* **Provided data**

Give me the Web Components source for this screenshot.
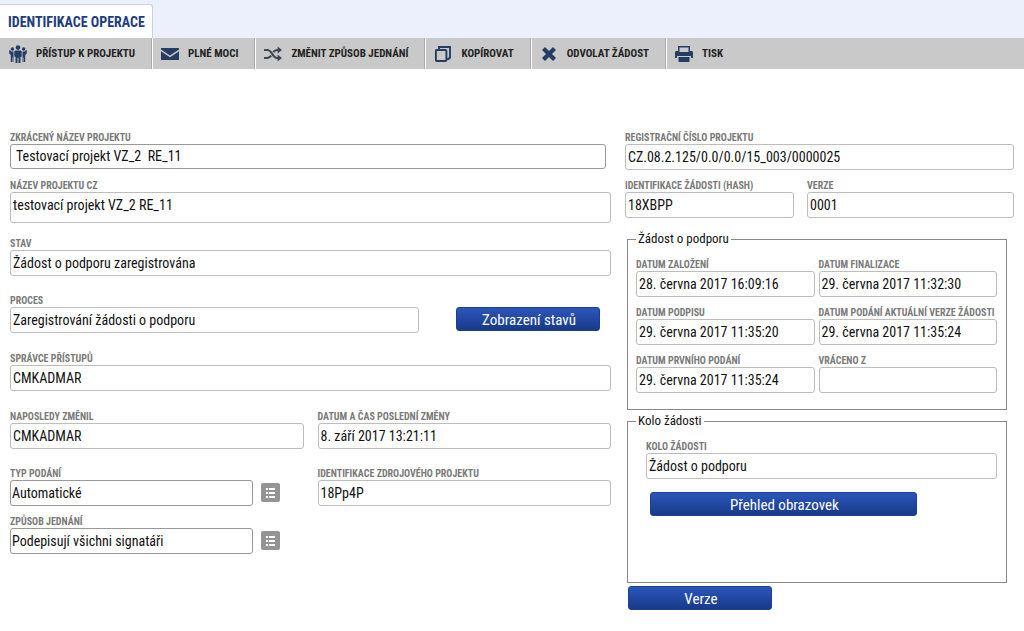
<!DOCTYPE html>
<html lang="cs">
<head>
<meta charset="utf-8">
<title>Identifikace operace</title>
<style>
html,body{margin:0;background:#fff}
body{font-family:"Roboto Condensed",Roboto,sans-serif;color:#111}
</style>
</head>
<body>
<operation-page></operation-page>
<script>
const define = (name, html, setup) => {
  const tpl = document.createElement('template');
  tpl.innerHTML = html;
  customElements.define(name, class extends HTMLElement {
    connectedCallback() {
      if (this.shadowRoot) return;
      this.attachShadow({mode: 'open'}).append(tpl.content.cloneNode(true));
      if (setup) setup(this, this.shadowRoot);
    }
  });
};

const ICONS = {
  people: `<g fill="#263d63"><circle cx="9" cy="2.600" r="2.300"/><circle cx="3.400" cy="4" r="1.700"/><circle cx="14.600" cy="4" r="1.700"/><path d="M6.200 5.600h5.600l.9 1v5.200h-1.200V18H9.500v-5.200h-1V18h-2v-6.200H5.300V6.600z"/><path d="M.2 5.200h1L2.400 6.400h2.100V17H3.700v-4.500h-.5V17H1.800v-7L.2 8.500zM17.800 5.200h-1l-1.200 1.200h-2.100V17h.8v-4.500h.5V17h1.400v-7l1.600-1.500z"/></g>`,
  mail: `<path fill="#263d63" d="M0 3h18v1.500L9 10.500 0 4.500zM0 6.300l9 6 9-6V15H0z"/>`,
  shuffle: `<g fill="none" stroke="#3c4654" stroke-width="2.200"><path d="M0 5h3.500c4.500 0 5 8 9.500 8h2M0 13h3.500c1.600 0 2.700-1 3.600-2.300M9.300 7.100C10.200 5.800 11.300 5 13 5h2"/></g><path fill="#3c4654" d="M13.600 1.500 18 5l-4.400 3.500zM13.600 9.500 18 13l-4.400 3.500z"/>`,
  copy: `<g fill="none" stroke="#263d63" stroke-width="1.900"><rect x="1.900" y="5" width="10.500" height="11" rx="1"/><path d="M5 4.500V2h11v10.500L14.500 14H13"/></g>`,
  cross: `<path fill="#263d63" d="M2 5 5 2l4 4 4-4 3 3-4 4 4 4-3 3-4-4-4 4-3-3 4-4z"/>`,
  print: `<path fill="#263d63" fill-rule="evenodd" d="M3 1h12v5h2l1 1v6h-2v-2H2v2H0V7l1-1h2zM4.500 2.500V7h9V2.500z"/><path fill="#263d63" d="M3.500 12h11v5h-11z"/>`
};

define('tool-button', `<style>
:host{display:block;border-right:1px solid #aaa;box-shadow:1px 0 #fff}
:host(:last-of-type){border:0;box-shadow:none}
button{display:flex;align-items:center;gap:9px;height:31px;margin:0;padding:0 16px 0 9px;border:0;background:none;color:#222;font:bold 11px/16px "Roboto Condensed",Roboto,sans-serif;white-space:nowrap;cursor:pointer}
svg{width:18px;height:18px;flex:none}
</style><button type="button"><svg viewBox="0 0 18 18" aria-hidden="true"></svg><slot></slot></button>`,
  (el, r) => { r.querySelector('svg').innerHTML = ICONS[el.getAttribute('icon')]; });

define('form-field', `<style>
:host{display:block;min-width:0}
label{display:block;height:13px;font-size:10px;line-height:13px;font-weight:bold;color:#7a7a7a;white-space:nowrap}
input{display:block;box-sizing:border-box;width:100%;height:26px;margin:0;padding:0 2px;border:1px solid #bdbdbd;border-radius:3px;background:#fff;color:#111;font:14px/18px "Roboto Condensed",Roboto,sans-serif;outline:0}
:host([tall]) input{height:31px;padding-bottom:5px}
:host([editable]) input{border-color:#999;padding-left:1px}
:host([indent]) input{height:25px;padding:0 2px 1px 5px}
</style><label for="f"></label><input id="f" type="text">`,
  (el, r) => {
    r.querySelector('label').textContent = el.getAttribute('label');
    const input = r.querySelector('input');
    input.value = el.getAttribute('value') || '';
    input.readOnly = !el.hasAttribute('editable');
  });

define('blue-button', `<style>
:host{display:block}
button{display:block;width:100%;height:24px;margin:0;padding:2px 0 0 2px;border:1px solid #1c3f93;border-radius:3px;background:linear-gradient(#2b56bb,#183a87);color:#fff;font:15px/20px "Roboto Condensed",Roboto,sans-serif;cursor:pointer}
</style><button type="button"><slot></slot></button>`);

define('list-button', `<style>
:host{display:block}
button{display:block;width:19px;height:19px;margin:0;padding:0;border:0;border-radius:2px;background:#949494;cursor:pointer}
svg{display:block}
</style><button type="button" aria-label="Vybrat ze seznamu"><svg width="19" height="19" viewBox="0 0 19 19" fill="#fff" aria-hidden="true"><path d="M5 5h2v2H5zM8 5h6v2H8zM5 9h2v2H5zM8 9h6v2H8zM5 13h2v2H5zM8 13h6v2H8z"/></svg></button>`);

define('field-group', `<style>
:host{display:block}
fieldset{margin:0;min-width:0;padding:11px 9px 16px 8px;border:1px solid #888}
:host([spacious]) fieldset{padding-bottom:66px}
:host([spacious]) div{padding-left:10px}
legend{padding:0 2px;font-size:13px;line-height:16px;color:#111}
</style><fieldset><legend></legend><div><slot></slot></div></fieldset>`,
  (el, r) => { r.querySelector('legend').textContent = el.getAttribute('legend'); });

define('operation-page', `<style>
:host{display:block}
header{background:#ecf0fd;padding-top:4px}
.tab{display:inline-block;vertical-align:top;box-sizing:border-box;height:34px;padding:0 7px 0 8px;background:#fff;border:1px solid #cdd0d8;border-left:0;border-bottom:0;border-radius:0 3px 0 0;color:#1f3d80;font-weight:bold;font-size:14px;line-height:34px;text-decoration:none}
nav{display:flex;background:#c9c9c9;height:31px}
main{display:grid;grid-template-columns:601fr 389fr;gap:14px;padding:62px 10px 20px;align-items:start}
.row{display:grid;align-items:end}
.left .row{margin-bottom:19px}
.left .near{margin-bottom:9px}
.left .first{margin-bottom:10px;padding-right:5px}
.left .mid{margin-bottom:14px}
.left .less{margin-bottom:18px}
.proc{grid-template-columns:409fr 144fr;column-gap:37px;padding-right:11px}
.proc blue-button{margin-bottom:2px}
.half{grid-template-columns:1fr 1fr;column-gap:14px}
.pick{display:grid;grid-template-columns:1fr 19px;column-gap:8px;align-items:end;padding-right:24px}
list-button{margin-bottom:4px}
.hash{grid-template-columns:169fr 207fr;column-gap:13px;margin:9px 0 13px}
field-group{margin:0 7px 3px 2px}
.dates{display:grid;grid-template-columns:1fr 1fr;gap:9px 4px}
.overview{width:76%;margin:13px 0 0 4px}
.version{width:37%;margin:0 0 0 3px}
</style>
<header><a class="tab" href="#operace">IDENTIFIKACE OPERACE</a></header>
<nav aria-label="Akce">
<tool-button icon="people">PŘÍSTUP K PROJEKTU</tool-button>
<tool-button icon="mail">PLNÉ MOCI</tool-button>
<tool-button icon="shuffle">ZMĚNIT ZPŮSOB JEDNÁNÍ</tool-button>
<tool-button icon="copy">KOPÍROVAT</tool-button>
<tool-button icon="cross">ODVOLAT ŽÁDOST</tool-button>
<tool-button icon="print">TISK</tool-button>
</nav>
<main id="operace">
<section class="left">
<div class="row first"><form-field editable indent label="ZKRÁCENÝ NÁZEV PROJEKTU" value="Testovací projekt VZ_2  RE_11"></form-field></div>
<div class="row mid"><form-field tall label="NÁZEV PROJEKTU CZ" value="testovací projekt VZ_2 RE_11"></form-field></div>
<div class="row less"><form-field label="STAV" value="Žádost o podporu zaregistrována"></form-field></div>
<div class="row proc"><form-field label="PROCES" value="Zaregistrování žádosti o podporu"></form-field><blue-button>Zobrazení stavů</blue-button></div>
<div class="row"><form-field label="SPRÁVCE PŘÍSTUPŮ" value="CMKADMAR"></form-field></div>
<div class="row less half"><form-field label="NAPOSLEDY ZMĚNIL" value="CMKADMAR"></form-field><form-field label="DATUM A ČAS POSLEDNÍ ZMĚNY" value="8. září 2017 13:21:11"></form-field></div>
<div class="row near half"><div class="pick"><form-field editable label="TYP PODÁNÍ" value="Automatické"></form-field><list-button></list-button></div><form-field label="IDENTIFIKACE ZDROJOVÉHO PROJEKTU" value="18Pp4P"></form-field></div>
<div class="row half"><div class="pick"><form-field editable label="ZPŮSOB JEDNÁNÍ" value="Podepisují všichni signatáři"></form-field><list-button></list-button></div></div>
</section>
<section>
<form-field label="REGISTRAČNÍ ČÍSLO PROJEKTU" value="CZ.08.2.125/0.0/0.0/15_003/0000025"></form-field>
<div class="row hash"><form-field label="IDENTIFIKACE ŽÁDOSTI (HASH)" value="18XBPP"></form-field><form-field label="VERZE" value="0001"></form-field></div>
<field-group legend="Žádost o podporu"><div class="dates">
<form-field label="DATUM ZALOŽENÍ" value="28. června 2017 16:09:16"></form-field>
<form-field label="DATUM FINALIZACE" value="29. června 2017 11:32:30"></form-field>
<form-field label="DATUM PODPISU" value="29. června 2017 11:35:20"></form-field>
<form-field label="DATUM PODÁNÍ AKTUÁLNÍ VERZE ŽÁDOSTI" value="29. června 2017 11:35:24"></form-field>
<form-field label="DATUM PRVNÍHO PODÁNÍ" value="29. června 2017 11:35:24"></form-field>
<form-field label="VRÁCENO Z"></form-field>
</div></field-group>
<field-group spacious legend="Kolo žádosti"><form-field label="KOLO ŽÁDOSTI" value="Žádost o podporu"></form-field><blue-button class="overview">Přehled obrazovek</blue-button></field-group>
<blue-button class="version">Verze</blue-button>
</section>
</main>`);
</script>
</body>
</html>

* **Work instructions**
How many lines in the listing contain "this"? Answer with the number alone.

* **Task output**
4